Why are American homes so big? [The Atlantic] — “Over the course of the 20th century, government policy, the invention of cheaper, mass-produced building materials, marketing by home builders, and a shift in how people regarded their houses—not just as homes, but as financial assets—encouraged ever larger houses.” [This is an interesting article that suggests this is a complicated question to answer…says the man writing from his 3400-square-foot home.]

“How a $500 monthly allowance saved our marriage.” [Slate] — “As time has gone on, our system’s secondary benefits have become clear. The allowances tend to contain our discretionary spending, and make us feel comfortable about the rest of our money going into a common pot and common savings.”

On Solitude. [Ideas & Musings on Substack] — “Hence another paradox of solitude : the problems that solitude can help you overcome often make it hard to take the time to do the solitude in the first place. But the time I take gives me back double. I’m so much more effective, so much more precise. So much more in tune, in sync.”
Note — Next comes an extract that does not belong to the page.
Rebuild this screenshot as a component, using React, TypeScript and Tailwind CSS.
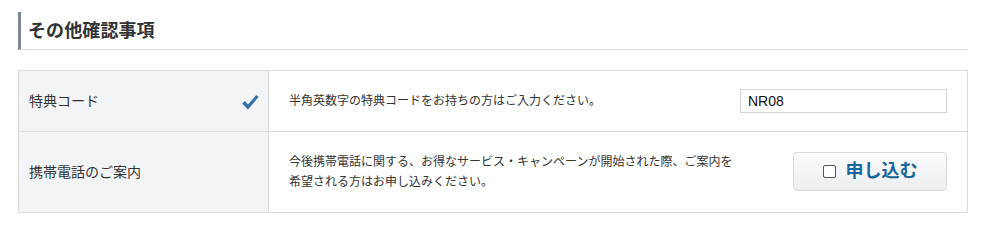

RV dealerships think new campers are pieces of junk. [Jalopnik] — “If you’ve purchased an RV recently and felt that your new rig is more of a pile of crap than you expected, you’re probably not imagining things. According to a report from RV Travel, longtime RV dealers are tired of manufacturers building RVs with terrible quality, too and they’re complaining about it.”

I feel like that last article deserves a bit more comment from me. I realize that not many of you are in the market for an RV, but because I haver personal experience purchasing a motorhome, I feel like I can offer some good advice.

You see, seven years ago my girlfriend and I were in the market for a new motorhome. We were visiting dealerships and attending RV shows. It was clear from the start that — as the above article notes — most RVs are crap. They’re expensive and poorly made.

Our solution? Tons and tons of research. Online, we browsed RV forums to read real-world experiences from actual owners. We subscribed to a an RV review service (the name of which escapes me). When we met folks who owned RVs, we asked about their experience.

In the end, we narrowed our search to a handful of brands: two brands in the top tier (yes, that’s right — there are only two top-tier RV brands…and neither is producing new RVs) and maybe four or five brands in the second tier. And we focused our search on low-milage used RVs. In January 2015, we purchased a 2005 Bigfoot Class C motorhome. It was a solid choice.

The bottom line is this: If you’re looking to buy an RV, take your time. Buy quality. And save yourself big bucks by buying used.